One might think that all these people opposing gender-affirming care have first-hand experience with transgender and nonbinary people and therefore are acting from a sincere desire to help them. But a  Pew Research Report finds that only four-in-ten adults say they know someone who’s transgender and only 23 percent know someone who is nonbinary. Democrats are more likely to know transgender and nonbinary people than Republicans, with only 33 percent of the latter knowing a transgender person and only 16% of the latter knowing a nonbinary person. In that survey, 65 percent of adults say a person’s gender is determined by a person’s sex at birth, while only 33 percent affirm that gender and sex are different. Scientists generally view sex and gender as different concepts. In terms of sex, most people are born physically as male or female, although a small number have genital ambiguity for genetic and hormonal reasons. Gender, on the other hand, is a psychological construct. One may, for example, appear biologically male but feel female or nonbinary.

What is striking from the Pew Research Report is that most people do not know any transgender or nonbinary people, especially Republicans, who are most likely to favor laws restricting gender-affirming care. So, we know that there are fewer people who identify as transgender or nonbinary in the US than some seem to think, gender-affirming medical and surgical interventions are uncommonly given to transgender children and adolescents, people who undergo surgical transition surgery usually do not regret making that decision, gender-affirming care reduces anxiety, depression, and suicidal ideation among transgender youth, and most Americans don’t actually know anyone who is transgender or nonbinary.

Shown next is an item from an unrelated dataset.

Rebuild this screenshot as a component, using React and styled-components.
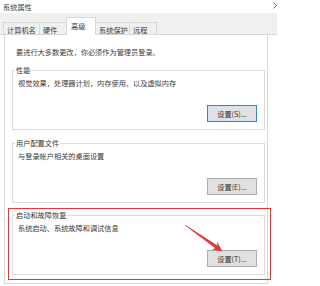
import React from 'react';
import styled, { createGlobalStyle } from 'styled-components';

const GlobalStyle = createGlobalStyle`
  html, body {
    margin: 0;
    padding: 0;
    background: #fff;
  }
  body {
    font-family: "Noto Sans CJK SC", "Noto Sans", sans-serif;
    color: #333;
  }
`;

const Window = styled.div`
  position: relative;
  width: 277px;
  height: 286px;
  overflow: hidden;
  background: #fff;
  font-size: 7.2px;
  line-height: 10px;
`;

const TitleBar = styled.div`
  height: 13px;
  display: flex;
  align-items: center;
  justify-content: space-between;
  padding-left: 3px;
  color: #3a3a3a;
`;

const CloseIcon = styled.svg`
  width: 7px;
  height: 7px;
  margin-right: -3px;
  margin-top: -2px;
`;

const TabStrip = styled.div`
  height: 21px;
  background: #f0f0f0;
  border-bottom: 1px solid #d9d9d9;
  display: flex;
  align-items: flex-end;
  padding-left: 4px;
`;

const Tab = styled.div`
  box-sizing: border-box;
  width: ${(p) => p.width}px;
  height: ${(p) => (p.active ? 18 : 13)}px;
  margin-bottom: -1px;
  margin-left: -1px;
  padding-left: ${(p) => (p.active ? 4 : 3)}px;
  padding-top: ${(p) => (p.active ? 3 : 2)}px;
  background: ${(p) => (p.active ? '#fff' : '#f0f0f0')};
  border: 1px solid #d9d9d9;
  border-bottom-color: ${(p) => (p.active ? '#fff' : '#d9d9d9')};
  position: relative;
  z-index: ${(p) => (p.active ? 1 : 0)};
  white-space: nowrap;
  color: #3a3a3a;
`;

const Panel = styled.div`
  box-sizing: border-box;
  width: 264px;
  margin-left: 4px;
  border: 1px solid #d9d9d9;
  border-top: none;
  padding: 12px 2px 8px 7px;
`;

const Notice = styled.div`
  margin-left: 4px;
  color: #3a3a3a;
`;

const Group = styled.fieldset`
  margin: ${(p) => p.gap}px 0 0;
  padding: 3px 7px 7px 5px;
  border: 1px solid #dcdcdc;
  display: flex;
  flex-direction: column;
  min-width: 0;
`;

const Legend = styled.legend`
  margin-left: -3px;
  padding: 0 1px;
  line-height: 10px;
  color: #3a3a3a;
`;

const Desc = styled.div`
  color: #3a3a3a;
`;

const Button = styled.button`
  align-self: flex-end;
  box-sizing: border-box;
  width: 50px;
  height: 17px;
  margin-top: 17px;
  padding: 0;
  font: inherit;
  color: #333;
  background: #e1e1e1;
  border: 1px solid ${(p) => (p.focused ? '#2f86d6' : '#adadad')};
  box-shadow: ${(p) => (p.focused ? 'inset 0 0 0 1px #cfe3f5' : 'none')};
`;

const Highlight = styled.div`
  position: absolute;
  left: 8px;
  top: 208px;
  width: 263px;
  height: 72px;
  box-sizing: border-box;
  border: 1.5px solid #e03a3e;
  pointer-events: none;
`;

const ArrowLayer = styled.svg`
  position: absolute;
  left: 0;
  top: 0;
  width: 277px;
  height: 286px;
  pointer-events: none;
`;

const tabs = [
  { label: '计算机名', width: 37 },
  { label: '硬件', width: 28 },
  { label: '高级', width: 30, active: true },
  { label: '系统保护', width: 35 },
  { label: '远程', width: 28 },
];

const groups = [
  { title: '性能', desc: '视觉效果，处理器计划，内存使用，以及虚拟内存', btn: '设置(S)...', gap: 8, focused: true },
  { title: '用户配置文件', desc: '与登录帐户相关的桌面设置', btn: '设置(E)...', gap: 8 },
  { title: '启动和故障恢复', desc: '系统启动、系统故障和调试信息', btn: '设置(T)...', gap: 7 },
];

export default function App() {
  return (
    <Window>
      <GlobalStyle />
      <TitleBar>
        <span>系统属性</span>
        <CloseIcon viewBox="0 0 7 7">
          <path d="M0.5 0.5 L6.5 6.5 M6.5 0.5 L0.5 6.5" stroke="#555" strokeWidth="0.8" />
        </CloseIcon>
      </TitleBar>
      <TabStrip>
        {tabs.map((t) => (
          <Tab key={t.label} width={t.width} active={t.active}>
            {t.label}
          </Tab>
        ))}
      </TabStrip>
      <Panel>
        <Notice>要进行大多数更改，你必须作为管理员登录。</Notice>
        {groups.map((g) => (
          <Group key={g.title} gap={g.gap}>
            <Legend>{g.title}</Legend>
            <Desc>{g.desc}</Desc>
            <Button focused={g.focused}>{g.btn}</Button>
          </Group>
        ))}
      </Panel>

      {/* annotation overlay */}
      <Highlight />
      <ArrowLayer viewBox="0 0 277 286">
        <polygon
          points="185.2,224.8 217.3,245.6 217.2,241.8 222.5,251.5 211.8,249.5 215.3,248.2 184.8,225.2"
          fill="#e5373c"
        />
      </ArrowLayer>
    </Window>
  );
}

Why then is there so much attention being given to gender-affirming care and why has that attention turned increasingly vitriolic and political? It would be interesting to try to understand the real basis behind opposition to gender-affirming care. Perhaps the most important thing to do, however, is to try to understand it from the perspective of a young person struggling with gender dysphoria. As defined by the  American Psychiatric Association, gender dysphoria is associated with a strong desire to be the opposite sex assigned at birth and marked distress. Hence, these children and adolescents are convinced they have been assigned the wrong sex and they are suffering. The idea that some nefarious forces are convincing these young people to be unhappy with the sex assigned at birth is entirely unsubstantiated.

The important thing is that we offer transgender children and adolescents understanding, compassion, and hope. There are now plenty of skilled clinicians who are expert at helping these young people and their families navigate complex psychosocial and medical issues and make good, individualized decisions. This should be between patients and their healthcare providers. While experts can debate some of the medical research and more studies are needed, we know enough at this point to be clear that transgender people deserve evidence-based,compassionate care from medical experts. What they do not need is political interference, biased regulations, and mean spirited rhetoric.